When Jesus calls you, you are adopted as a child of God and brother or sister of Christ. Verse 17: Jesus said to her, “Do not hold on to me, because I have not yet ascended to the Father. But go to my brothers and say to them, ‘I am ascending to my Father and your Father, to my God and your God.’ Jesus calls his Father, our Father and his God, our God. When the risen Jesus calls us by name, we become part of the family. We not only have an identity secured by Christ naming us, but we have fellowship and relationship with God. God becomes our Father in Jesus Christ. He is our brother as well as our Lord. In the story of death, we were separated from God by our Sin. We knew the Lord only as judge. But now, at the voice of Christ, we know God as our loving and gracious Father and Christ as our brother. We are restored. We are brought home into the Father’s house, not as guests or even servants, but as children. In the story of resurrection, you have a home in the Father’s house, because Jesus calls his Father our Father.

Lastly, when Jesus calls you, you are sent to proclaim him. Verses 17 and 18: Jesus said to her, “Do not hold on to me, because I have not yet ascended to the Father. But go to my brothers and say to them, ‘I am ascending to my Father and your Father, to my God and your God.’” Mary Magdalene went and announced to the disciples, “I have seen the Lord,” and she told them that he had said these things to her. Mary is sent. The resurrection story is not meant to be kept quiet. Secure as one named by Christ and restored to relationship to the Father, Mary is emboldened to go and announce the good news: I have seen the Lord! Jesus Christ is risen.
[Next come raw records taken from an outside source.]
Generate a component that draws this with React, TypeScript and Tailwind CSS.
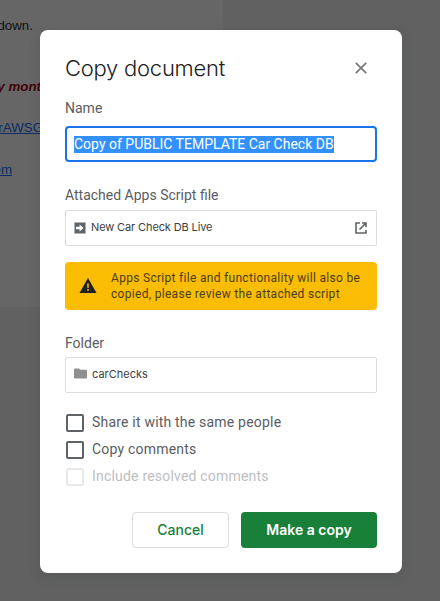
import { useState } from "react";

function Checkbox({ label, disabled = false }: { label: string; disabled?: boolean }) {
  const [checked, setChecked] = useState(false);
  return (
    <label className={`flex h-[27px] items-center ${disabled ? "text-[#bdbebf]" : "text-[#5a5c5f]"}`}>
      <input
        type="checkbox"
        disabled={disabled}
        checked={checked}
        onChange={() => setChecked(!checked)}
        className={`mr-2 ml-px size-[18px] appearance-none rounded-[2px] border-2 checked:bg-[#188038] ${disabled ? "border-[#e8e8e8]" : "border-[#5f6368]"}`}
      />
      <span className="-mt-px whitespace-nowrap text-[14px] leading-5 tracking-[0.2px]">{label}</span>
    </label>
  );
}

export default function App() {
  return (
    <div className="relative h-[601px] w-[440px] overflow-hidden bg-[#616161] font-['Roboto',sans-serif]">
      <div className="flex h-[307px] w-[223px] flex-col bg-[#666666] font-['Liberation_Sans',sans-serif] text-[13.33px] leading-[16px]">
        <div className="mt-[18px] w-[33px] self-start">
          <span className="float-right whitespace-nowrap text-[#111]">down.</span>
        </div>
        <div className="mt-[45px] w-[41px] self-start">
          <span className="float-right whitespace-nowrap font-bold text-[#450008] italic">y mont</span>
        </div>
        <div className="mt-[25px] w-[43px] self-start">
          <span className="float-right whitespace-nowrap text-[#0a2c66] underline">rAWSG</span>
        </div>
        <div className="mt-[26px] w-[12px] self-start">
          <span className="float-right whitespace-nowrap text-[#0a2c66] underline">em</span>
        </div>
      </div>

      <section
        role="dialog"
        aria-label="Copy document"
        className="absolute top-[30px] left-[40px] flex h-[543px] w-[362px] flex-col rounded-lg bg-white px-[25px] pt-[22px] shadow-[0_4px_8px_3px_rgba(60,64,67,0.15)]"
      >
        <header className="flex h-8 items-center justify-between">
          <h1 className="whitespace-nowrap font-['Inter',sans-serif] text-[22px] leading-8 font-light tracking-[-0.25px] text-[#202124]">Copy document</h1>
          <button aria-label="Close" className="mr-[10px]">
            <svg width="12" height="12" viewBox="0 0 12 12" fill="none" stroke="#77797a" strokeWidth="1.7">
              <path d="M.8.8 11.2 11.2M11.2.8.8 11.2" />
            </svg>
          </button>
        </header>

        <div className="mt-[14px] text-[14px] leading-5 text-[#5a5c5f]">Name</div>
        <div className="mt-2 flex h-9 shrink-0 items-center rounded-[4px] border-2 border-[#1a73e8] px-[7px]">
          <span className="h-[17px] whitespace-nowrap bg-[#3390ff] text-[14px] leading-[17px] text-white">
            Copy of PUBLIC TEMPLATE Car Check DB
          </span>
        </div>

        <div className="mt-[23px] text-[14px] leading-5 text-[#5a5c5f]">Attached Apps Script file</div>
        <div className="mt-[5px] flex h-9 shrink-0 items-center rounded-[2px] border border-[#dadce0] pr-[9px] pl-[8px]">
          <svg width="12" height="12" viewBox="0 0 12 12">
            <path d="M.5.5h11v11H.5z" fill="#5f6368" />
            <path d="M2 4.8h3.6V2.5L9.5 6 5.6 9.5V7.2H2z" fill="#fff" />
          </svg>
          <span className="-mt-0.5 ml-[5px] whitespace-nowrap font-['Inter',sans-serif] text-[11px] leading-4 tracking-[-0.12px] text-[#3c4043]">New Car Check DB Live</span>
          <svg width="12" height="12" viewBox="0 0 12 12" fill="none" stroke="#5f6368" strokeWidth="1.6" className="-mt-px ml-auto">
            <path d="M5 1H1v10h10V8M7 1h4v4M11 1 4.5 7.5" />
          </svg>
        </div>

        <div className="mt-4 flex h-12 shrink-0 items-center rounded-[4px] bg-[#fbbc04] pl-[14px]">
          <svg width="18" height="16" viewBox="0 0 18 16">
            <path d="M9 0 17.5 15H.5z" fill="#202124" />
            <path d="M8.2 5.6h1.6v4.2H8.2zM8.2 11h1.6v1.7H8.2z" fill="#fbbc04" />
          </svg>
          <p className="ml-[14px] whitespace-nowrap text-[12px] leading-4 tracking-[0.3px] text-[#4a3e1b]">
            Apps Script file and functionality will also be
            <br />
            copied, please review the attached script
          </p>
        </div>

        <div className="mt-[23px] text-[14px] leading-5 text-[#5a5c5f]">Folder</div>
        <div className="mt-1 flex h-9 shrink-0 items-center rounded-[2px] border border-[#dadce0] px-[8px]">
          <svg width="13" height="11" viewBox="0 0 13 11" className="-mt-[3px]">
            <path d="M1.2.5H5L6.4 1.8h5.4q1.2 0 1.2 1.2v6.5q0 1-1 1H1q-1 0-1-1v-8q0-1 1.2-1" fill="#8f8f8f" />
          </svg>
          <span className="-mt-0.5 ml-[5px] whitespace-nowrap font-['Inter',sans-serif] text-[11px] leading-4 text-[#3c4043]">carChecks</span>
        </div>

        <div className="mt-[16px] flex flex-col">
          <Checkbox label="Share it with the same people" />
          <Checkbox label="Copy comments" />
          <Checkbox label="Include resolved comments" disabled />
        </div>

        <footer className="mt-[22px] flex shrink-0 justify-end gap-3 font-['Inter',sans-serif] text-[14px]">
          <button className="h-9 w-[97px] rounded-[4px] border border-[#dadce0] pb-0.5 font-medium text-[#188038]">Cancel</button>
          <button className="h-9 w-[136px] rounded-[4px] bg-[#188038] pb-0.5 font-semibold text-white">Make a copy</button>
        </footer>
      </section>
    </div>
  );
}
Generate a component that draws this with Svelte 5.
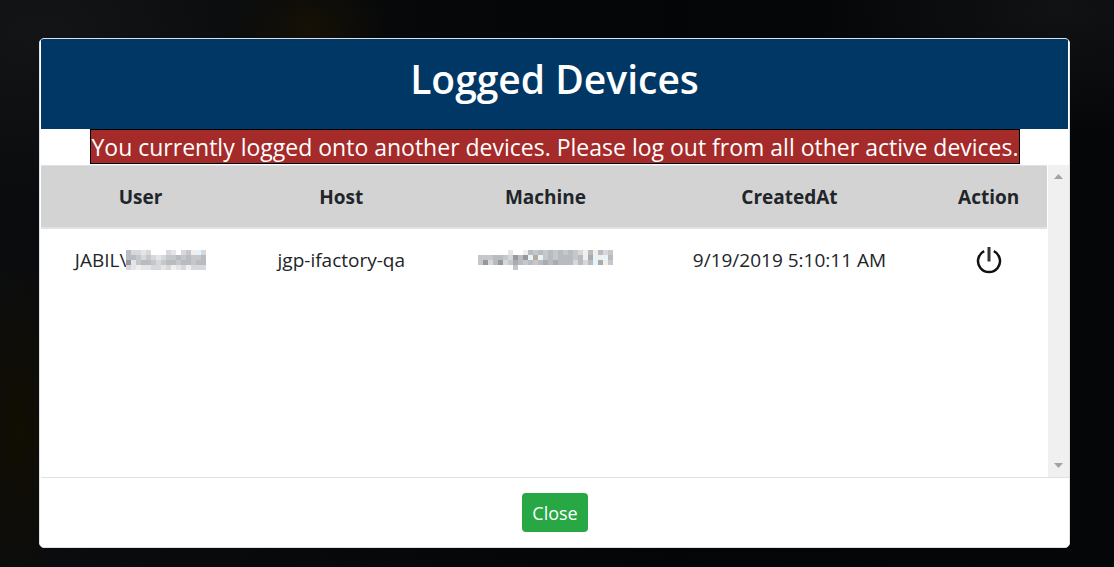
<script>
  const headings = ['User', 'Host', 'Machine', 'CreatedAt', 'Action'];

  // Each character is one 5px mosaic cell; '.' leaves the cell empty.
  const shades = {
    a: '#a8abb0', b: '#b8bbbf', c: '#c6c7cb', d: '#d6d8dc',
    e: '#e4e5e8', f: '#f2eee9', g: '#e6f3fb', h: '#9996a0', i: '#b9a999'
  };
  const userMask = ['bdded...de.dcfgd', 'bbcdcdedccbcbccb', 'hecbbcdcbbcbbcbb', 'defeeddedfedfddd'];
  const machineMask = [
    '......e..fbcbcbcbcbcdfbfbdc',
    'cccbbcdhbhgigcbcbbbcbfagfgb',
    'chdbhdcabcbcbababbbdbdbgafc',
    '.......c'
  ];
  function cells(rows) {
    return rows.flatMap((row, y) =>
      [...row].map((key, x) => ({ x: x * 5, y: y * 5, fill: shades[key] })).filter((cell) => cell.fill)
    );
  }
</script>

<main>
  <section class="dialog" role="dialog" aria-labelledby="title">
    <header><h1 id="title">Logged Devices</h1></header>
    <div class="notice">
      <p>You currently logged onto another devices. Please log out from all other active devices.</p>
    </div>
    <div class="body">
      <div class="list">
        <table>
          <colgroup><col class="user" /><col class="host" /><col class="machine" /><col class="created" /><col class="action" /></colgroup>
          <thead>
            <tr>{#each headings as heading}<th scope="col">{heading}</th>{/each}</tr>
          </thead>
          <tbody>
            <tr>
              <td>
                <span class="account">JABIL\<svg width="80" height="20" shape-rendering="crispEdges" aria-hidden="true">
                  {#each cells(userMask) as cell}<rect x={cell.x} y={cell.y} width="5" height="5" fill={cell.fill} />{/each}
                </svg></span>
              </td>
              <td>jgp-ifactory-qa</td>
              <td>
                <svg class="mask" width="135" height="20" shape-rendering="crispEdges" aria-hidden="true">
                  {#each cells(machineMask) as cell}<rect x={cell.x} y={cell.y} width="5" height="5" fill={cell.fill} />{/each}
                </svg>
              </td>
              <td>9/19/2019 5:10:11 AM</td>
              <td>
                <button class="power" aria-label="Log out">
                  <svg width="28" height="28" viewBox="0 0 28 28" fill="none" stroke="#111">
                    <path d="M9.200 5.200A11 11 0 1 0 18.800 5.200" stroke-width="2.500" />
                    <path d="M14 1V15.500" stroke="#333" stroke-width="3" />
                  </svg>
                </button>
              </td>
            </tr>
          </tbody>
        </table>
      </div>
      <div class="track" aria-hidden="true">
        <svg width="9" height="5"><path d="M0 5L4.500 0L9 5Z" fill="#a3a3a3" /></svg>
        <svg width="9" height="5"><path d="M0 0L4.500 5L9 0Z" fill="#a3a3a3" /></svg>
      </div>
    </div>
    <footer><button class="close">Close</button></footer>
  </section>
</main>

<style>
  :global(body) { margin: 0; background: #07090b; }
  * { box-sizing: border-box; }
  main {
    min-height: 100vh;
    padding: 38px 44px 19px 39px;
    background:
      radial-gradient(ellipse 80px 60px at 310px 28px, #161106, transparent),
      radial-gradient(ellipse 50px 170px at 18px 430px, #120e02, transparent),
      radial-gradient(ellipse 280px 160px at 40px 30px, #121416, transparent),
      radial-gradient(ellipse 260px 130px at 1060px 10px, #101214, transparent),
      linear-gradient(90deg, #0b0c0e, #030507 60%, #050608);
    color: #212529;
    font: 19px/30px "Open Sans", "Noto Sans", sans-serif;
  }
  .dialog {
    overflow: hidden;
    border: 1px solid #dee2e6;
    border-radius: 5px;
    background: #fff;
    padding-left: 1px;
  }
  header { height: 90px; margin-right: 1px; padding: 16px; background: #003764; color: #fff; text-align: center; }
  h1 { margin: 0; font-size: 39px; line-height: 48px; font-weight: 600; }
  .notice { height: 36px; text-align: center; }
  p {
    display: inline-block;
    margin: 0;
    padding-top: 2px;
    border: 1px solid #000;
    background: #a52a2a;
    color: #fff;
    font-size: 23px;
    line-height: 31px;
    white-space: nowrap;
  }
  .body { display: flex; }
  .list { flex: 1; min-height: 312px; }
  table { width: 100%; table-layout: fixed; border-collapse: collapse; text-align: center; }
  .user { width: 19.8%; }
  .host { width: 20.1%; }
  .machine { width: 20.5%; }
  .created { width: 28%; }
  .action { width: 11.6%; }
  th { height: 62px; padding: 2px 0 0; border-top: 1px solid #dee2e6; border-bottom: 2px solid #dee2e6; background: #d3d3d3; font-weight: 700; }
  td { height: 64px; padding: 0; }
  svg { display: block; }
  .account { display: flex; align-items: center; justify-content: center; }
  .mask { margin: 0 auto; }
  .power { margin: 0 auto; padding: 0; border: 0; background: none; display: block; }
  .track { width: 21px; margin-left: 1px; padding: 9px 0 9px; display: flex; flex-direction: column; align-items: center; justify-content: space-between; background: #f0f0f0; }
  footer { display: flex; justify-content: center; padding: 15px; border-top: 1px solid #dee2e6; }
  .close { height: 39px; padding: 2px 10px 0; border: 0; border-radius: 4px; background: #28a745; color: #fff; font: 18px/37px "Open Sans", "Noto Sans", sans-serif; }
</style>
We don’t know how to understand what is going on around us unless we know what kind of story we are in. Mary spent most of Easter morning living in a story of death. She lived unable to see what God had done and was doing right in front of her because she thought she knew how the story ended. But at the voice of Jesus, she was pulled into a new story, the story of resurrection, where Jesus Christ is risen and reigning. She could see as if for the first time the hope of Christ’s resurrection in the face of death. At the voice of Jesus, she was named, adopted, and sent.

Do you hear the voice of Christ this morning, calling you by name? The risen Jesus knows you, knows your name, and he calls you, giving you a firm identity in him that can never be taken or shaken. The risen Jesus also calls his Father, your Father, inviting you home to the Father’s house as a child of God. The risen Jesus also sends you out to proclaim his resurrection.

Do you hear the voice of Christ this morning, calling you by name? Whether you hear his voice and see, and what story you know you are in, will determine how you live today and from this day forward.

In the name of the Father, Son, and Holy Spirit. Amen.